Life is uncertain and risky. Past success gives no exemption. If outcomes are profoundly uncertain, the sensible thing to do is to take risks. Evolutionary psychology says that when we are comfortable, we take the fewest risks, despite being able to afford them. Because too few people take risks, the rewards from doing so, are, in aggregate, greater than they should be. In particular, rich and successful firms take too few risks. As long as you can avoid risks that might sink the company, take as many risks as you intelligently can.
Chaos, chance, and business
The concept of chaos is that the world largely comprises non-linear systems, which are hard to read. Yet there are patterns discernible within the irregularities. Disorder in the universe is constrained. Chaos and chance do not lend themselves to tracing simple, casual links. Yet here are six useful morals:
- There is always some pattern and order in apparently random data
Patterns exist. The only question is whether we can detect them. All markets generate characteristic patterns of behaviour and response.
- Analysis is probably not the best way of finding the hidden order
Analysis requires simple causal links. These will not exist if the system is complex and interdependent. Yet, the human brain has the flexibility and imagination to discover the pattern. To understand a market, immerse yourself in it, keep searching for the hidden pattern, and wait for inspiration to come.
- Simple systems do complicated things
There may be three or four key things that, combined with chance – which is often really sensitive dependence on initial conditions, as with weather patterns – lead to incredibly complex behaviour. Don’t look for one main cause – it’s probably not there. Instead, look for three or four causes that interact with each other.
- Complex systems can give rise to simple behaviour
When you look at complex systems such as markets, customers, or rivals, look for typical patterns of simple behaviour. For example, if a competitor always follows your price change, this is all you need to know. Always be alert to reliable patterns of simple behaviour, which are often there amidst all the confusing noise.
- Come to terms with chance
Unexpected results can flow from genuine randomness or from complex systems that are sensitive to initial conditions. The unexpected happens much more than we expect, for no good reason or for reasons that we cannot anticipate or fathom. There are four corollaries:
- Don’t expect to control everything. When the unexpected happens, take it in your stride.
- Build flexibility into your plans. If x happens, do y. If w happens, do z.
- When something goes wrong, don’t beat yourself or colleagues up. It wastes time and energy, and, annoyingly, there may be no wrongdoers. Just get on with working out what to do next.
- When something goes right, thank your stars, not your consummate skill. Exploit the trend for all it’s worth, but don’t believe your own propaganda. The next sensitive dependence may suit a rival better.
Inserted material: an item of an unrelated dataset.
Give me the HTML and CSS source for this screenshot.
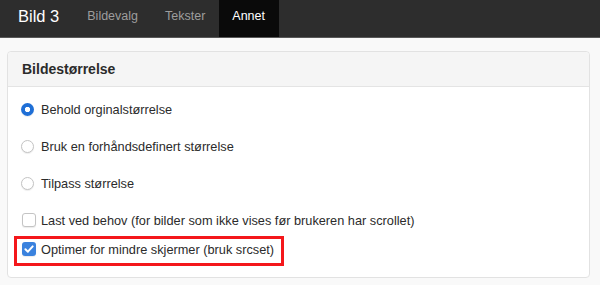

- Have multiple strategies
When you sense that an industry is about the change, but the direction is unclear, have more than one strategy. Eric Beinhocker gives a fascinating account of Microsoft’s puzzling ambivalence at the 1988 computer industry trade show Comdex:
“While most booths focussed on a single blockbuster technology, Microsoft’s resembled a Middle Eastern bazaar. In one corner, the company was previewing the second version of Windows. In another, it touted its latest release of DOS. Elsewhere, it was displaying OS/2, and new releases of Word, Excel, and SCO Unix...
In 1988 it wasn’t obvious which operating system would win. In the face of this uncertainty, Microsoft followed the only robust strategy: betting on every horse to win.”
Microsoft had strategies, not a strategy. As Beinhocker says, “A company should use most of its resources to build its current activities, but the resources devoted to riskier experiments further afield are critically important, since they contain the seeds of success in a currently unimaginable future.”
If you can afford it, have a few side bets at long odds. And then when one exhibits surprising success, pile the investment on. If an experimental retail format suddenly and surprisingly works, open several more and establish your reputation and buying power before anyone else can. If the return on capital in a small product is extremely high, push the product or similar products as hard and far and wide as you can. If a manager demonstrates leadership or insight well above her pay grade, back her with far more capital.
Business is really just a book of bets, but one where it is possible to beat the house – the required rate of capital return. By all means act soberly and try to assess the odds. But don’t be afraid to show flair or to go against conventional wisdom. Respect what the market is saying, even if you don’t completely understand it. Back what is working better than it ‘should’. Deploy intuition and sheer brass neck. This is not just the way to make business more fun. It is also the way to win – at least in the long run. Better to have several failures in your career and hit one jackpot – in that order of course! Plugging away in the salt mines of mediocre returns, and working harder at what is not really viable, is the implied message in most inspirational advice. It’s a pity that the authors of such advice have never understood history, chaos, or evolutionary psychology, and that they’ve never been professional gamblers. So ignore them. Follow my simple precepts and reap the rewards.